For today, this Mother’s Day, I want you to set aside your worries and fears – and simply feel the wonder and beauty of your life.  You are a blessing and you have been blessed. Just for today, set down the burden of decisions and choices, feel the lightness in your own being. Look into the eyes of your beloved and feel how beautiful love is. Set aside your worries and let the sun warm your face.  Come on over and share a glass of wine and a laugh or two. Tell me a dream or two and I’ll share a couple of my own. I have no fears for you, no worries – just love and a deep admiration for the man you’ve become.

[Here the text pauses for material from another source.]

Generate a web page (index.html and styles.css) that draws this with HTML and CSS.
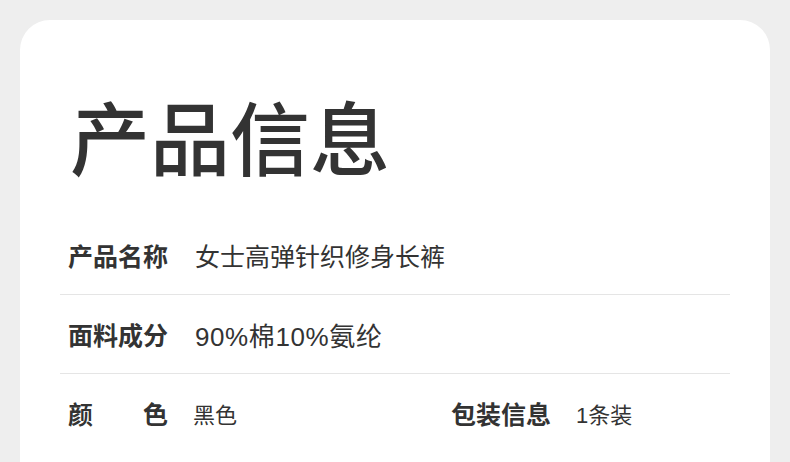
FILE: index.html
```html
<!doctype html>
<html>
<head>
<meta charset="utf-8" />
<title>产品信息</title>
<link rel="stylesheet" href="styles.css">
</head>
<body>
	<div class="wrap">
		<div class="card">
			<h1 class="title">产品信息</h1>
			<div class="row">
				<span class="label">产品名称</span>
				<span class="value">女士高弹针织修身长裤</span>
			</div>
			<div class="row">
				<span class="label">面料成分</span>
				<span class="value num">90%棉10%氨纶</span>
			</div>
			<div class="row half">
				<div class="cell">
					<span class="label">颜色</span>
					<span class="value small">黑色</span>
				</div>
				<div class="cell">
					<span class="label">包装信息</span>
					<span class="value small">1条装</span>
				</div>
			</div>
		</div>
	</div>
</body>
</html>
```

FILE: styles.css
```css
	body{margin:0; background:#eee; font-family:"Liberation Sans","Noto Sans CJK SC",sans-serif; color:#333;}
	.wrap{padding:20px; height:422px; overflow:hidden;}
	.card{background:#fff; border-radius:30px; padding:74px 40px 40px; min-height:500px;}
	.title{margin:0 0 42px 10px; font-size:80px; line-height:80px; font-weight:500; font-family:"Noto Sans CJK SC",sans-serif;}
	.row{height:78px; border-bottom:1px solid #e5e5e5; display:flex; align-items:center; padding:0 8px;}
	.half{display:grid; grid-template-columns:383px 1fr; border-bottom:none;}
	.cell{display:flex; align-items:center;}
	.label{width:100px; margin-right:27px; font-size:25px; font-weight:700; font-family:"Noto Sans CJK SC",sans-serif; text-align-last:justify;}
	.half .label{margin-right:25px;}
	.value{font-size:25px;}
	.num{font-size:26px; letter-spacing:0.6px;}
	.small{font-size:22px;}
```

To you, my oldest daughter:

Today, dear girl, I would like you to admit to yourself that you are absolutely awesome. Keep on fine-tuning what balance looks like to you.  Keep being the honest, passionate, beautiful woman that you are.  Smooth edges are for soft people –  keep honing those brilliant edges that define your vibrant self.  The woman who is the artist is she who can see beyond what everyone else sees.  That takes a rare courage – something I don’t think you’ve ever really seen in yourself.  So – just for today – admit to yourself how brave and brilliant you are.  And then go curl up in the sun for a nap. Preferably with a cat.
To my youngest:

Sweet pea, you have a beautiful heart filled with empathy, kindness and a boundless compassion.  Today, give some of that compassion and kindness right back to the heart that gives so freely to others. Listen to that heart and yet also keep using your newfound wisdom that comes from understanding that not everyone else around you can see the light in others like you can.  For today, find your light and cherish it. Keep seeking what gives you strength and what calms your fears.  My arms are open and I’ll keep practicing releasing you out into the world that is calling you forward.
Being your mother has given me the opportunity to learn the most important lessons in life. Each of you has graced me with the most incredible blessings possible.  I may have given each of you life but you’ve given me a rich and wonderful life too.